Liberal Democrat leader Vince Cable said the economy would be £45bn smaller in 2021 than predicted in March: “And this is the least-worst-case scenario.”

He said: “Philip Hammond might as well have sat down and stopped talking once he announced this slump in growth figures. Britain has gone from top of the growth league to deep into the relegation zone.”

Ian Blackford, the SNP’s Westminster leader, said the Chancellor appeared powerless to stop the “economic self-harm” being caused by Brexit.

He said: “For the UK to be slashing growth forecasts when the global economy is enjoying the most synchronised recovery since the financial crisis, and our biggest trading partner is seeing its best growth in a decade, shows just how much Brexit is biting.

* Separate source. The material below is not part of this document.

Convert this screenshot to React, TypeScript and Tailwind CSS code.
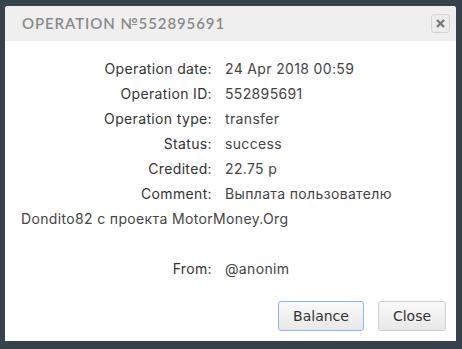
import React from "react";

const rows: [string, string][] = [
  ["Operation date:", "24 Apr 2018 00:59"],
  ["Operation ID:", "552895691"],
  ["Operation type:", "transfer"],
  ["Status:", "success"],
  ["Credited:", "22.75 р"],
  ["Comment:", "Выплата пользователю"],
];

function Row({ label, value }: { label: string; value: string }) {
  return (
    <div className="flex">
      <span className="w-[191px] shrink-0 text-right text-[#333]">{label}</span>
      <span className="ml-[13px] text-[#444]">{value}</span>
    </div>
  );
}

export default function App() {
  return (
    <div className="w-[462px] h-[349px] bg-[#36434b] pt-[6px] pl-[5px]">
      <div className="w-[451px] h-[335px] bg-white rounded-tl-[3px] rounded-tr-[3px] flex flex-col">
        <div className="h-[35px] bg-[#efefef] flex items-center justify-between pl-[17px] pr-[6px] rounded-t-[3px]">
          <div
            className="text-[15px] tracking-[0.9px] text-[#8a8a8a]"
            style={{ fontFamily: "Lato, 'Liberation Sans', sans-serif", fontWeight: 600 }}
          >
            OPERATION №552895691
          </div>
          <div className="w-[19px] h-[19px] rounded-[3px] border border-[#d4d4d4] bg-[#ececec] flex items-center justify-center">
            <svg width="9" height="9" viewBox="0 0 9 9">
              <path d="M1 1L8 8M8 1L1 8" stroke="#7a7a7a" strokeWidth="2.4" />
            </svg>
          </div>
        </div>
        <div
          className="px-[16px] pt-[15px] text-[14px] leading-[25px] tracking-[0.35px]"
          style={{ fontFamily: "Inter, 'Noto Sans', sans-serif" }}
        >
          {rows.map(([l, v]) => (
            <Row key={l} label={l} value={v} />
          ))}
          <div className="text-[#444]">Dondito82 с проекта MotorMoney.Org</div>
          <div className="h-[25px]" />
          <Row label="From:" value="@anonim" />
        </div>
        <div className="flex-1" />
        <div
          className="flex justify-end gap-[14px] pr-[10px] pb-[10px] text-[14px]"
          style={{ fontFamily: "'DejaVu Sans', Verdana, sans-serif" }}
        >
          <button className="w-[86px] h-[30px] rounded-[3px] border border-[#8fb3f0] bg-gradient-to-b from-[#fafafa] to-[#e8e8e8] text-[#333]">
            Balance
          </button>
          <button className="w-[68px] h-[30px] rounded-[3px] border border-[#cfcfcf] bg-gradient-to-b from-[#fafafa] to-[#e8e8e8] text-[#333]">
            Close
          </button>
        </div>
      </div>
    </div>
  );
}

“With £3bn set aside to deal with leaving the European Union, it highlights even further what dire straits we are in, and post-Brexit Britain is going to threaten wages, living standards and prospects of people up and down the UK.”

Shadow Secretary of State for Scotland Lesley Laird added: “So much for strong and stable - under the Tories productivity is down, growth is down and wages are down.

“Every single major target the Tories have used to justify the past seven years of austerity have been missed. Despite this, the cruel and failing policy of austerity remains.”

David Lonsdale, Director of the Scottish Retail Consortium, said: “The downgrade in predictions for economic growth, productivity and consumer spending are sobering, more so as Scotland’s economy has recently underperformed the UK as a whole on these indicators.

“With household incomes under strain and shoppers cautious, it is imperative the Scottish Government’s own budget next month focuses relentlessly on economic growth.”

Yael Selfin, Chief Economist at KPMG UK, said: “While the forecasts may seem somewhat pessimistic, Brexit-related challenges could see further deterioration.

“The downgrade to the GDP growth forecasts has overshadowed the generally good news on public finances so far this fiscal year, reducing the money available to the Chancellor.”